Gula Gula - the breakthrough
In 1989 Mari Boine releases Gula Gula which is the music commissioned for the Sami Theatre. Gula Gula - hear the voices of the tribal mothers has an obvious feminist message. Mari embarks on a tour with the Norwegian saxophone player Jan Garbarek and the world; most notably Peter Gabriel takes notice. Gabriel obtains the rights to release Gula Gula on his Real World label. Her international sales skyrocket and Gula Gula goes on to win a Norwegian Grammy in 1989. The title track becomes an anthem for the Sámi and Mari Boine later receives the Sámi council's honourable prize of 1992. Mari Boine was not happy with Gabriel’s Real World label, and releases her next album, Goaskinviellja - Eagle brother (1993) on her own Lean label. The album is another step forward and together with Roger Ludvigsen they dare each other to journey into new musical territory. They also tour extensively world wide with an excellent band. Gâvcci Jahkejuogu - Eight seasons (2002) finds Mari Boine at a crossroad.
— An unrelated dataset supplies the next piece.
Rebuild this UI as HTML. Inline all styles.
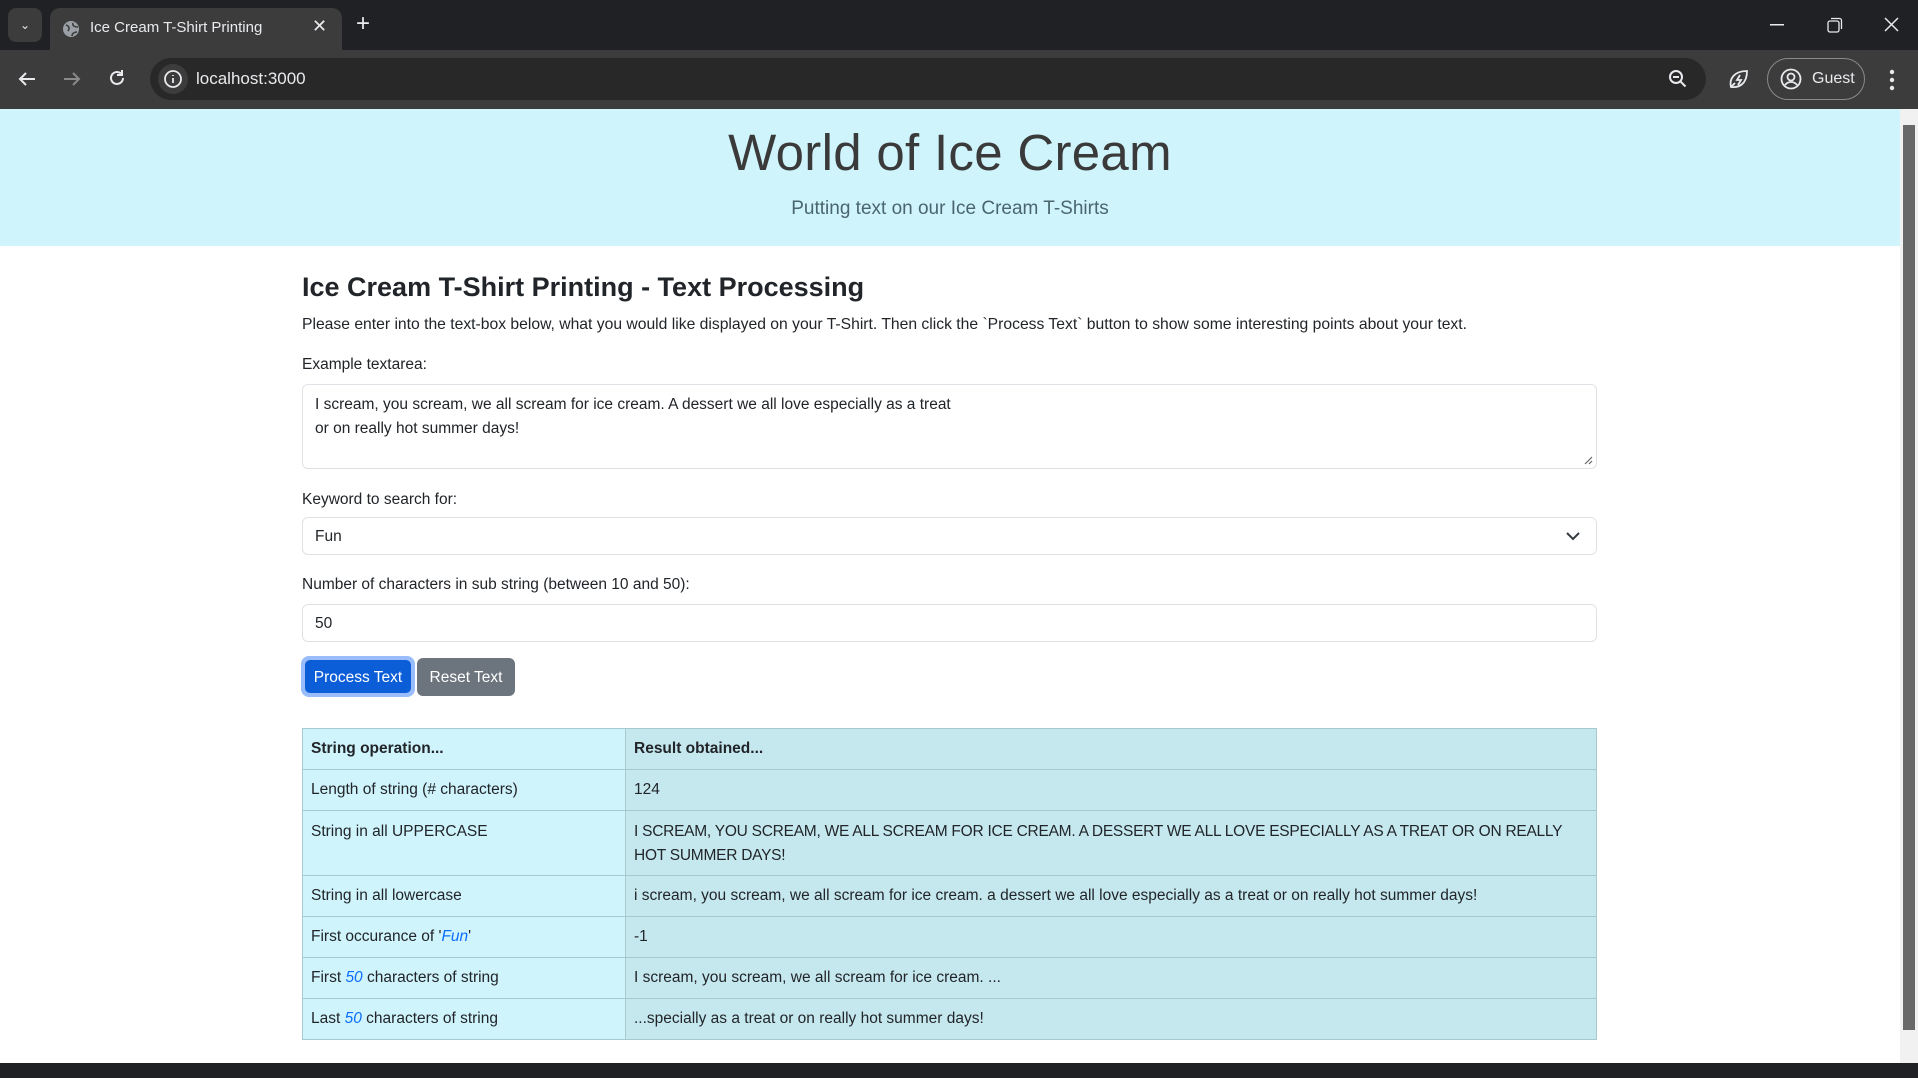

She dismantles her band, and hooks up with ground breaking Norwegian jazz pianist and producer Bugge Wesseltoft. Inspired by the emerging and highly potent Norwegian techno/house scene Mari once again looks to transcend borders.
Nordic Music Award
Mari has gained the confidence in her art to let go and includes both her new band and Bugge in the creative process. The music materializes in an electronic, cool, almost chic but still unmistakably Mari Boine album. The album is released to rave reviews and she later invites several techno/house artists to do brilliant reworks of her songs. In 2003 she receives the highly prestigious Nordic Music Award by the Nordic Council. Mari spends the prize money on a traditional long riverboat vowing that “no journalist will ever enter it!” reflecting as much as anything her growing celebrity and need of refuge. In 2006 Mari Boine releases the beautiful Idjagiedas returning with elements of her trademark serene organic sound - almost like a consolidation before entering new territories. With clues to what is coming next, she flavours Idjagiedas with the African instruments gimbre, kora and the mbira. On her 2009 album Čuovgga Áirras/Sterna Paradisea Mari Boine goes to South Africa. Collaborating with amazing husky voiced South African singers, Mari’s pristine clarity creates the perfect contrast on some of her best songs ever. Many of the almost hymn like songs draw glimpses of her past while Mari Boine forever looking forward continues to fascinate and prepares her listeners to journey onward along her endless border.
Following a new pathway
With the 2011 compilation release Boine looks back on a career that hold more that most musicians dear to dream of. She started off as a rebellious young musician opposing years of oppression of the Sámi people. Now she is more focused on the beauty in music and speaking the Sami cause is not her first priority. Presenting music in English is one way of showing that her music is more than politics.